Putin y la conjura de los boyardos
El nacionalismo ha llegado al poder en Rusia. A la muerte del Estado soviético no le sucedió el nacimiento, ni la transición a un Estado ruso, sin duda disminuido, pero todavía poderoso y activo. Tras la última caída del zarismo que constituyó la desaparición de la URSS en 1991, siguió, con la presidencia de Borís Yeltsin, un periodo de desgobierno, dominado por unos nuevos boyardos de la era neotecnológica y neoliberal, antiguos servidores del Kremlin a los que se había sumado una clase de managers autodesignados que se independizaron del Estado para repartirse algo más que sus despojos. La instalación en el poder de Vladímir Putin, tan desconocido hace un año como Iván el Terrible antes de su accesión al trono, podría marcar una ruptura con la reciente historia de Rusia.La cosa tiene relativamente poco que ver con la democracia, aunque no hay que descartar que todo sea un día para su mejor asentamiento. Putin es un gobernante autoritario que se está aplicando, de nuevo como el zar terrible en el siglo XVI, a la liquidación de los enemigos del Estado, de los barones de la rapiña industrial, de la división de especuladores, y dentro del paquete, de todo aquel que trate de poner en duda su mandato.
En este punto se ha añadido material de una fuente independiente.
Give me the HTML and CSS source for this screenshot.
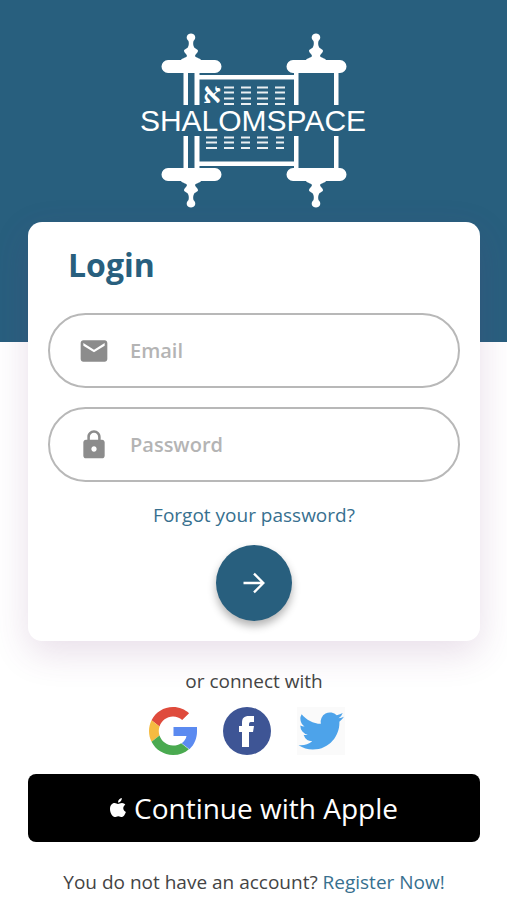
FILE: index.html
```
<!DOCTYPE html>
<html lang="en">
<head>
    <meta charset="UTF-8">
    <meta name="viewport" content="width=device-width, initial-scale=1.0">
    <title>Shalomspace - Login</title>
    <link rel="stylesheet" href="styles.css">
</head>
<body>
    <header class="banner">
        <svg class="logo" viewBox="138 30 232 180" role="img" aria-label="Shalomspace">
            <defs>
                <g id="finial">
                    <path d="M-2.500 41 C-6 38 -4 33.500 0 33.500 C4 33.500 6 38 2.500 41 C2 43 2 45 3 47 C4 49 7 49 7 51 C7 53 4 54 4 56 C5 58 9 58 10 60 H24 A6 6 0 0 1 24 73 H-23 A6 6 0 0 1 -23 60 H-10 C-9 58 -5 58 -4 56 C-4 54 -7 53 -7 51 C-7 49 -4 49 -3 47 C-2 45 -2 43 -2.500 41 Z"/>
                </g>
                <g id="half">
                    <use href="#finial" x="191"/>
                    <use href="#finial" x="316"/>
                    <path d="M183.500 72h4.500v33h-4.500zM194.500 72h5v33h-5zM294 72h4.500v33h-4.500zM334 72h4.500v33h-4.500zM199 75h96v4.500h-96z"/>
                </g>
            </defs>
            <g fill="#fff">
                <use href="#half"/>
                <use href="#half" transform="matrix(1 0 0 -1 0 241)"/>
                <text class="logo-letter" x="212" y="103" text-anchor="middle">א</text>
                <text class="logo-name" x="253" y="131" text-anchor="middle">SHALOMSPACE</text>
            </g>
            <path stroke="#fff" stroke-width="2" opacity="0.9" d="M224 87.500h10M241 87.500h10M257 87.500h11M275 87.500h10M224 92.500h10M241 92.500h10M257 92.500h11M275 92.500h10M224 98.500h10M241 98.500h10M257 98.500h11M275 98.500h10M224 104h10M241 104h10M257 104h11M275 104h10M206 137.500h11M224 137.500h10M241 137.500h9M257 137.500h11M276 137.500h8M206 142.500h11M224 142.500h10M241 142.500h9M257 142.500h11M276 142.500h8M206 148h11M224 148h10M241 148h9M257 148h11M276 148h8"/>
        </svg>
    </header>

    <main class="content">
        <form class="card">
            <h1>Login</h1>
            <label class="field">
                <svg viewBox="0 0 24 24"><path d="M20 4H4c-1.100 0-2 .9-2 2v12c0 1.100.9 2 2 2h16c1.100 0 2-.9 2-2V6c0-1.100-.9-2-2-2zm0 4l-8 5-8-5V6l8 5 8-5v2z"/></svg>
                <input type="email" placeholder="Email" aria-label="Email">
            </label>
            <label class="field">
                <svg viewBox="0 0 24 24"><path d="M18 8h-1V6c0-2.760-2.240-5-5-5S7 3.240 7 6v2H6c-1.100 0-2 .9-2 2v10c0 1.100.9 2 2 2h12c1.100 0 2-.9 2-2V10c0-1.100-.9-2-2-2zm-6 9c-1.100 0-2-.9-2-2s.9-2 2-2 2 .9 2 2-.9 2-2 2zm3.100-9H8.900V6c0-1.710 1.390-3.100 3.100-3.100s3.100 1.390 3.100 3.100v2z"/></svg>
                <input type="password" placeholder="Password" aria-label="Password">
            </label>
            <a class="forgot" href="#">Forgot your password?</a>
            <button class="submit" type="submit" aria-label="Log in">
                <svg viewBox="0 0 24 24"><path d="M3 12h17M12 4l8 8-8 8"/></svg>
            </button>
        </form>

        <p class="connect">or connect with</p>
        <div class="social">
            <a href="#" aria-label="Google">
                <svg viewBox="0 0 48 48">
                    <path fill="#df4b3c" d="M24 9.500c3.540 0 6.710 1.220 9.210 3.600l6.850-6.850C35.900 2.380 30.470 0 24 0 14.620 0 6.510 5.380 2.560 13.220l7.980 6.190C12.430 13.720 17.740 9.500 24 9.500z"/>
                    <path fill="#5b8af0" d="M48 20H24.500v9h13c-.6 3-2.260 5.480-4.780 7.180l7.730 6C45.500 37.600 48 31 48 24.500z"/>
                    <path fill="#f5bb41" d="M10.530 28.590c-.48-1.450-.76-2.990-.76-4.590s.27-3.140.76-4.590l-7.980-6.190C.92 16.460 0 20.120 0 24c0 3.880.92 7.540 2.560 10.780l7.970-6.190z"/>
                    <path fill="#4aaa50" d="M24 48c6.480 0 11.930-2.130 15.890-5.810l-7.730-6c-2.150 1.450-4.920 2.300-8.160 2.300-6.260 0-11.570-4.220-13.470-9.910l-7.980 6.190C6.510 42.620 14.620 48 24 48z"/>
                </svg>
            </a>
            <a href="#" aria-label="Facebook">
                <svg viewBox="0 0 48 48">
                    <circle cx="24" cy="24" r="24" fill="#3e5595"/>
                    <path fill="#fff" d="M19 40V25h-3v-6h3v-3c0-5 2-7 7-7h5v6h-3c-2 0-2 1-2 4h5l-1 6h-4v15z"/>
                </svg>
            </a>
            <a class="twitter" href="#" aria-label="Twitter">
                <svg viewBox="-0.800 -0.600 25.300 25.300"><path fill="#4da3ea" d="M23.950 4.570a10 10 0 0 1-2.820.78 4.960 4.960 0 0 0 2.160-2.730c-.95.560-2 .96-3.130 1.190a4.920 4.920 0 0 0-8.380 4.480C7.690 8.090 4.070 6.130 1.640 3.160a4.820 4.820 0 0 0-.67 2.480c0 1.710.87 3.210 2.190 4.090a4.900 4.900 0 0 1-2.230-.61v.06a4.920 4.920 0 0 0 3.950 4.830 5 5 0 0 1-2.210.08 4.940 4.940 0 0 0 4.600 3.420A9.870 9.870 0 0 1 0 19.540a14 14 0 0 0 7.550 2.210c9.050 0 14-7.500 14-13.980 0-.21 0-.42-.02-.63a9.940 9.940 0 0 0 2.420-2.570z"/></svg>
            </a>
        </div>
        <button class="apple" type="button">
            <svg viewBox="0 0 16 20"><path d="M8 6c1 0 2-1 4-1 1.400 0 2.600.7 3.300 1.800-3 1.800-2.500 6 .6 7.200C15 16.500 13.500 19 12 19c-1.400 0-2-.8-3.700-.8S6 19 4.700 19C2.500 19 0 15 0 11c0-3.600 2-6 4.600-6C6 5 7 6 8 6zM8 4.500C8 2 9.700.3 11.800 0 12 2.500 10 4.500 8 4.500z"/></svg>
            Continue with Apple
        </button>
        <p class="register">You do not have an account? <a href="#">Register Now!</a></p>
    </main>
</body>
</html>
```

FILE: styles.css
```
* {
    box-sizing: border-box;
}
body {
    margin: 0;
    background: #fff;
    color: #444;
    font-family: "Open Sans", "Noto Sans", sans-serif;
    font-size: 19px;
    line-height: 28px;
}
a {
    color: #37708f;
    text-decoration: none;
}
.banner {
    background: #285f7e;
    padding: 30px 0 132px;
    text-align: center;
}
.logo {
    display: block;
    width: 232px;
    height: 180px;
    margin: 0 auto;
}
.logo-name {
    font-family: "Liberation Sans", Arial, sans-serif;
    font-size: 30px;
}
.logo-letter {
    font-family: "Liberation Serif", serif;
    font-size: 28px;
    font-weight: bold;
}
.content {
    display: flex;
    flex-direction: column;
    margin-top: -120px;
    padding: 0 27px 0 28px;
}
.card {
    display: flex;
    flex-direction: column;
    align-items: center;
    background: #fff;
    border-radius: 14px;
    padding: 21px 20px 20px;
    box-shadow: 0 12px 36px rgba(110, 50, 120, 0.16);
}
h1 {
    align-self: stretch;
    margin: 0 0 26px;
    padding-left: 20px;
    color: #285f7e;
    font-size: 32px;
    line-height: 44px;
}
.field {
    display: flex;
    align-items: center;
    gap: 20px;
    width: 100%;
    height: 75px;
    margin-bottom: 19px;
    padding: 0 28px;
    border: 2px solid #b8b8b8;
    border-radius: 38px;
}
.field svg {
    flex: none;
    width: 32px;
    height: 32px;
    fill: #8c8c8c;
}
.field input {
    flex: 1;
    min-width: 0;
    padding: 0;
    border: none;
    outline: none;
    background: none;
    color: #444;
    font: inherit;
    font-size: 20px;
    font-weight: 600;
}
.field input::placeholder {
    color: #b4b4b4;
    opacity: 1;
}
.forgot {
    margin-bottom: 16px;
}
.submit {
    display: flex;
    align-items: center;
    justify-content: center;
    width: 76px;
    height: 76px;
    border: none;
    border-radius: 50%;
    background: #285f7e;
    box-shadow: 0 5px 8px rgba(0, 0, 0, 0.3);
    cursor: pointer;
}
.submit svg {
    width: 28px;
    height: 28px;
    fill: none;
    stroke: #fff;
    stroke-width: 2;
}
.connect {
    margin: 26px 0 12px;
    text-align: center;
}
.social {
    display: flex;
    justify-content: center;
    gap: 26px;
    margin-bottom: 19px;
    padding-right: 14px;
}
.social svg {
    display: block;
    width: 48px;
    height: 48px;
}
.twitter {
    background: #fafafa;
}
.apple {
    display: flex;
    align-items: center;
    justify-content: center;
    gap: 8px;
    height: 68px;
    border: none;
    border-radius: 8px;
    background: #000;
    color: #fff;
    font: inherit;
    font-size: 28px;
    font-weight: 500;
    cursor: pointer;
}
.apple svg {
    width: 16px;
    height: 20px;
    fill: #fff;
}
.register {
    margin: 26px 0 0;
    text-align: center;
}
```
Sin llegar al asesinato físico como su antecesor, el presidente ruso sí busca la liquidación política de sus adversarios por los medios legales que un Estado autoritario a medio cocer y sin tradiciones de defensa del ciudadano, pone a su disposición.
De otro lado, Putin habrá de crear su propia nobleza de servicio, su propio equipo de notables sobre los que asentar un poder real, para cuyo ejercicio carece todavía de un partido político digno de tal nombre. A todo ello parece responder la anunciada liquidación del poder de los gobernadores regionales, y su relevo por intendentes nombrados por Moscú, todo lo que le aproximaría más bien a Pedro el Grande, y su tabla de rangos para los nuevos servidores del Estado, a comienzos del XVIII. Y para llegar a esos fines cuenta con el concurso de una antigua institución abolida, pero no enterrada: el KGB soviético.
Como en los más tradicionales colegios ingleses, Eton, Winchester, los antiguos agentes del poder comunista siguen constituyendo de hecho un auténtico old boys 'network, una red intangible de intereses, informaciones y pasado común. Ésos parecen ser instrumentos esenciales para esta nueva transición, que, si el experimento marcha adelante, puede equivaler, ni más ni menos, a una refundación del Estado ruso. Tras el falso Dimitri, que quizá era Yeltsin con su incoherencia, su avidez y su desparpajo etílico, aparece en este fin de siglo una nueva dinastía a la que es posible que le quepa Rusia en la cabeza.
Y los primeros pasos de este zar en movimiento apuntan claramente en ese sentido. Concierto con China, la cuarta o quinta potencia nuclear del mundo, para mostrar a Estados Unidos su oposición al nuevo escudo antimisiles, cuya instalación Clinton ha barajado, y cualquiera que sea su sucesor, Gore o Bush, va a sentir la tentación de desplegar; y, volviendo el gran ruso donde solía, la visita a Corea del Norte para obtener de Pyongyang la promesa de que renunciaría a su propio programa misilístico, si se lo pagan bien. Desaparecida una de las amenazas que justificaban la aspiración norteamericana de hacerse invulnerable, bien que a costa de alterar el equilibrio nuclear, Moscú pasa al contraataque con la primera política exterior nacional que se le conoce, tras el fin del marxismo-leninismo.
La historia de Rusia es la de la imposición de un jacobinismo más que autoritario a la gran nación eslava, que a su vez ejercía una feroz dictadura represiva sobre los pueblos alógenos, más o menos pillados en medio de la expansión imperial. Los años de gobierno caótico y rapaz de los nuevos boyardos, Gusinsky, Berezovsky, Chernomirdin, Potanin, bajo el reinado del inepto Yeltsin, no han sido los de la descentralización política, sino los de la conjura antinacional. Vladímir Putin necesitaría ser hoy, probablemente a un tiempo, el zar Iván, que destruyó a los príncipes enemigos del Estado, y el zar Pedro, que creó el primer Estado ruso moderno y europeo de la historia.